Added Paul: "There's no way to be certain, but more advance warning lessens some of the coming disruption and may actually save a life or lives."
Williamsville was among the hardest hit areas in the region with more than 20 inches of snow. It was also among the first to cancel school and activities.
Martzloff said it was about safety for the students, facility and the staff of his district.
"I would definitely make the same decision I made," he said. "We had a full calendar of events going on this week that will have be rescheduled and reconfigured. But, that’s a minor thing when contemplating the safety of young people."
Officials in the Kenmore-Town of Tonawanda School District acknowledged that strong opinions exist on both sides of the issue of closings, but in either case parents appreciate early communication so they can make arrangements ahead of time themselves. Lately, that's seemed to happen more often than not.

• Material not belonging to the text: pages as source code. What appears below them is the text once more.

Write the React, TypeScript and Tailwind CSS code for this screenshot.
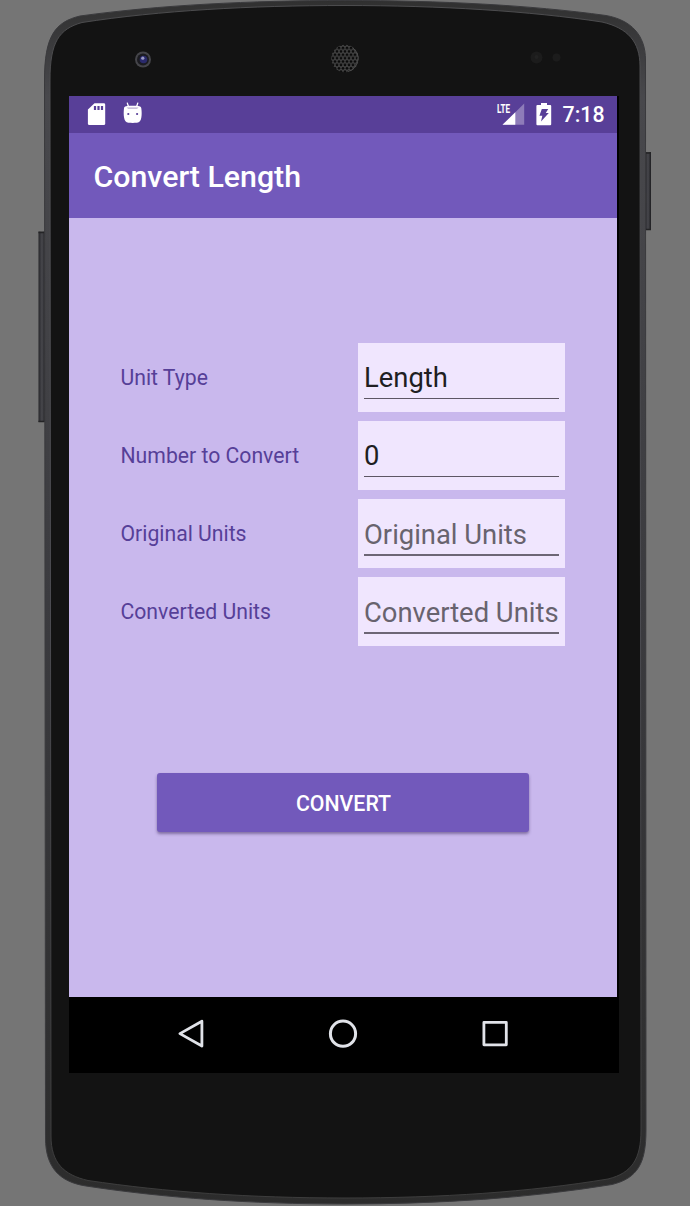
import React from "react";

const BODY =
  "M44.5 80 C44.5 36 55 22 80 16 C160 5 250 .5 345 .5 C440 .5 530 5 606 15.5 C631 20 645.5 35 645.5 60 L646 1130 C646 1163 638 1178 612 1184.5 C530 1198 440 1204 345 1204 C250 1204 165 1198 86 1186 C60 1182 45.5 1168 45.5 1138 Z";
const FACE =
  "M50 80 C50 42 59 29 82 22.5 C160 10.5 250 5.5 345 5.5 C440 5.5 530 11 602 22 C628 28 640 42 640 66 L641 1130 C641 1159 632 1173 608 1179 C530 1192 440 1198 345 1198 C250 1198 165 1192 88 1180.5 C64 1175 51 1163 51 1136 Z";

function DeviceFrame() {
  return (
    <svg className="absolute inset-0" width="690" height="1206" viewBox="0 0 690 1206" aria-hidden="true">
      <defs>
        <linearGradient id="side" x1="0" x2="1" y1="0" y2="0">
          <stop offset="0" stopColor="#26262a" />
          <stop offset=".5" stopColor="#48484d" />
          <stop offset="1" stopColor="#1d1d20" />
        </linearGradient>
        <linearGradient id="rim" x1="0" x2="0" y1="0" y2="1">
          <stop offset="0" stopColor="#303030" />
          <stop offset=".08" stopColor="#48484c" />
          <stop offset=".5" stopColor="#3b3b3f" />
          <stop offset="1" stopColor="#2c2c2c" />
        </linearGradient>
        <linearGradient id="edge" x1="0" x2="0" y1="0" y2="1">
          <stop offset="0" stopColor="#4c4c4e" />
          <stop offset=".5" stopColor="#4c4c52" />
          <stop offset="1" stopColor="#3c3c3c" />
        </linearGradient>
        <pattern id="mesh" x="343" y="56.5" width="4" height="6.8" patternUnits="userSpaceOnUse">
          <rect width="4" height="6.8" fill="#474747" />
          <circle cx="2" cy="1.7" r="1.45" fill="#0a0a0a" />
          <circle cx="0" cy="5.1" r="1.45" fill="#0a0a0a" />
          <circle cx="4" cy="5.1" r="1.45" fill="#0a0a0a" />
        </pattern>
      </defs>
      <rect x="38.5" y="231.5" width="7" height="190.5" fill="url(#side)" />
      <path d="M38.5 232.5h6M38.5 421.5h6" stroke="#242426" strokeWidth="1.5" />
      <rect x="645" y="152" width="6" height="78" fill="url(#side)" />
      <path d="M645 153h6M645 229.5h6" stroke="#242426" strokeWidth="1.5" />
      <path d={BODY} fill="url(#rim)" stroke="#3a3a3d" strokeWidth="1" />
      <path d={FACE} fill="#131313" stroke="url(#edge)" strokeWidth="1" />
      <circle cx="143" cy="59.5" r="8" fill="#45454a" />
      <circle cx="143" cy="59.5" r="6" fill="#1b1b20" />
      <circle cx="143.5" cy="59.5" r="3.8" fill="#2a2a6c" />
      <circle cx="142.8" cy="58.2" r="1.6" fill="#9a9ac4" />
      <circle cx="345" cy="58.5" r="13.8" fill="url(#mesh)" />
      <path d="M353 48 A13.5 13.5 0 0 1 348 71.5" fill="none" stroke="#4c4c4c" strokeWidth="1" />
      <circle cx="536.5" cy="57.5" r="6" fill="#1c1c1c" />
      <circle cx="536.5" cy="57" r="2" fill="#222" />
      <circle cx="556.5" cy="57.5" r="4" fill="#1c1c1c" />
    </svg>
  );
}

function StatusBar() {
  return (
    <div className="flex h-[37px] items-start bg-[#583f98] pl-[18px] pr-[12.5px] pt-[6px] text-white">
      <svg width="19" height="24" viewBox="0 0 19 24" aria-hidden="true">
        <path d="M7.5 1.3H16.8a1.4 1.4 0 0 1 1.4 1.4v19a1.4 1.4 0 0 1-1.4 1.4H2.3a1.4 1.4 0 0 1-1.4-1.4V7.4Z" fill="#fff" />
        <path d="M8 4v4M11.5 4v4M15 4v4" stroke="#583f98" strokeWidth="2.2" />
      </svg>
      <svg className="ml-[17px]" width="20" height="24" viewBox="0 0 20 24" aria-hidden="true">
        <path d="M4.2.6 5.6 5M14.9.6 13.5 5" stroke="#fff" strokeWidth="1.3" />
        <path d="M1 6.2C1.3 4 3.3 3.7 9.7 3.7s8.3.3 8.6 2.5c.5 3.4.5 6.6 0 9.6-.5 3-1.8 4.8-4.3 5-2.8.2-5.8.2-8.6 0-2.5-.2-3.8-2-4.3-5-.5-3-.5-6.2-.1-9.6Z" fill="#fff" />
        <path d="M3.6 5.5h12l-1.5 1.2h-9Z" fill="#b9accf" />
        <circle cx="5.3" cy="12" r="1.1" fill="#583f98" />
        <circle cx="14.1" cy="12" r="1.1" fill="#583f98" />
      </svg>
      <div className="ml-auto flex items-start">
        <div className="relative h-[24px] w-[28px]">
          <svg width="28" height="24" viewBox="0 0 28 24" aria-hidden="true">
            <path d="M5.5 22.8 27.2 1.4V22.8Z" fill="#8e7cb9" />
            <path d="M5.5 22.8 18.3 10.2V22.8Z" fill="#fff" />
          </svg>
          <span className="absolute left-0 top-0 origin-left scale-x-[.6] text-[13.5px] font-bold leading-[13px]">LTE</span>
        </div>
        <svg className="ml-[11px]" width="16" height="24" viewBox="0 0 16 24" aria-hidden="true">
          <path d="M5 1h6v2h3.2a1 1 0 0 1 1 1v18.2a1 1 0 0 1-1 1H1.4a1 1 0 0 1-1-1V4a1 1 0 0 1 1-1H5Z" fill="#fff" />
          <path d="M5.8 7h6.4L9.8 11h3L5 19.6l1.3-5.8H3.4Z" fill="#583f98" />
        </svg>
        <span className="ml-[10.5px] mt-[1px] text-[21.3px] font-medium leading-[24px]">7:18</span>
      </div>
    </div>
  );
}

type FieldProps = { label: string; value: string; hint?: boolean };

function Field({ label, value, hint = false }: FieldProps) {
  return (
    <div className="flex h-[69px] items-center">
      <div className="w-[237.5px] pt-px text-[21.2px] leading-[26px] text-[#563f98]">{label}</div>
      <div className="h-[69px] w-[207px] bg-[#f0e6fe] px-[6px] pt-[18px]">
        <div
          className={
            hint
              ? "h-[39px] whitespace-nowrap border-b-2 border-[#6d6675] pt-px text-[27.4px] leading-[34px] text-[#68636e]"
              : "h-[38px] whitespace-nowrap border-b border-[#5d5664] text-[27.4px] leading-[34px] text-[#201e22]"
          }
        >
          {value}
        </div>
      </div>
    </div>
  );
}

function NavBar() {
  return (
    <div className="flex h-[76px] items-start justify-between bg-black pl-[106px] pr-[110px] pt-[20px]">
      <svg width="30" height="34" viewBox="0 0 30 34" fill="none" stroke="#e1e3e9" strokeWidth="2.8" strokeLinejoin="round" aria-hidden="true">
        <path d="M26.9 4.2 4.9 16.6 26.9 29Z" />
      </svg>
      <svg width="34" height="34" viewBox="0 0 34 34" fill="none" stroke="#e1e3e9" strokeWidth="3" aria-hidden="true">
        <circle cx="17" cy="16.7" r="12.6" />
      </svg>
      <svg width="28" height="34" viewBox="0 0 28 34" fill="none" stroke="#e1e3e9" strokeWidth="2.8" strokeLinejoin="round" aria-hidden="true">
        <rect x="2.9" y="5.4" width="22.4" height="22.4" />
      </svg>
    </div>
  );
}

export default function App() {
  return (
    <div className="relative h-[1206px] w-[690px] overflow-hidden bg-[#757575] pl-[69px] pt-[96px] font-[Roboto,sans-serif]">
      <DeviceFrame />
      <div className="relative w-[550px] bg-black">
        <div className="w-[548px]">
          <StatusBar />
          <div className="flex h-[85px] items-center bg-[#7259bb] pl-[24.5px] pt-[2px] text-[30.3px] font-medium leading-[38px] text-white">
            Convert Length
          </div>
          <div className="flex h-[779px] flex-col bg-[#c9b8ed] pt-[125px]">
            <div className="flex flex-col gap-[9px] pl-[51.5px]">
              <Field label="Unit Type" value="Length" />
              <Field label="Number to Convert" value="0" />
              <Field label="Original Units" value="Original Units" hint />
              <Field label="Converted Units" value="Converted Units" hint />
            </div>
            <button className="ml-[88px] mt-[127px] h-[59px] w-[372px] rounded-[3px] bg-[#7259bb] pl-px pt-[2px] text-[21.3px] font-medium text-white shadow-[0_2px_3px_rgba(60,40,90,0.5)]">
              CONVERT
            </button>
          </div>
        </div>
        <NavBar />
      </div>
    </div>
  );
}
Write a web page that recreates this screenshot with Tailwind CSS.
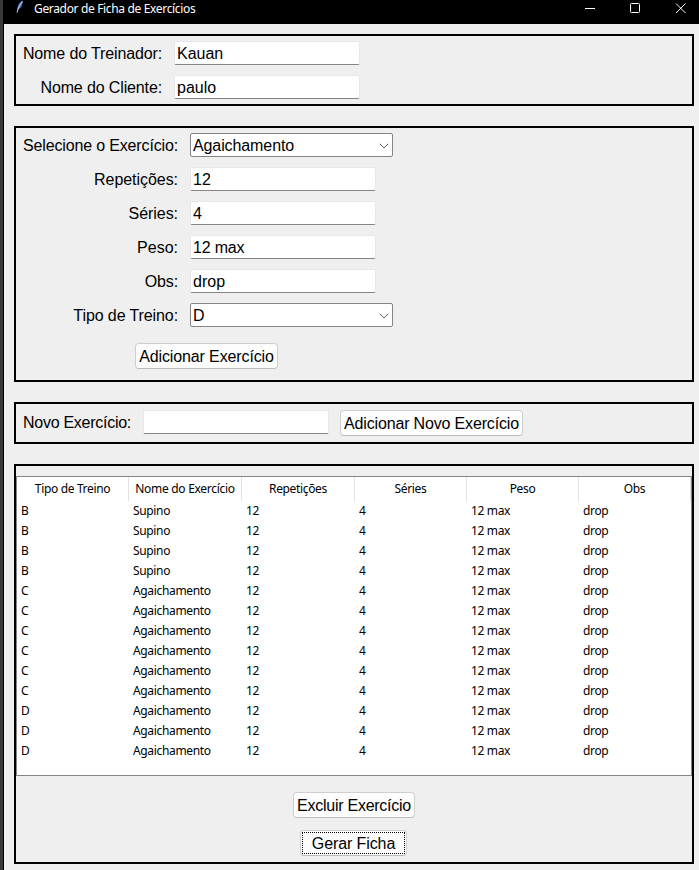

"Due to the unpredictability of Western New York weather, that may not always be the case, but it certainly seems that more advanced weather forecasting has made it easier for school districts to make the decision to close school earlier, which families seem to appreciate," said Patrick Fanelli, Ken-Ton's community relations coordinator.
Poloncarz said getting an accurate forecast in advance allowed Erie County to scramble more plow trucks from the southern part of the county where there was uncharacteristically less snow to the northern sections where more intense lake-effect squalls were falling.
"When the storm hit, it was pretty much as it was predicted," Poloncarz said. "And, we were able to handle everything that was related to it."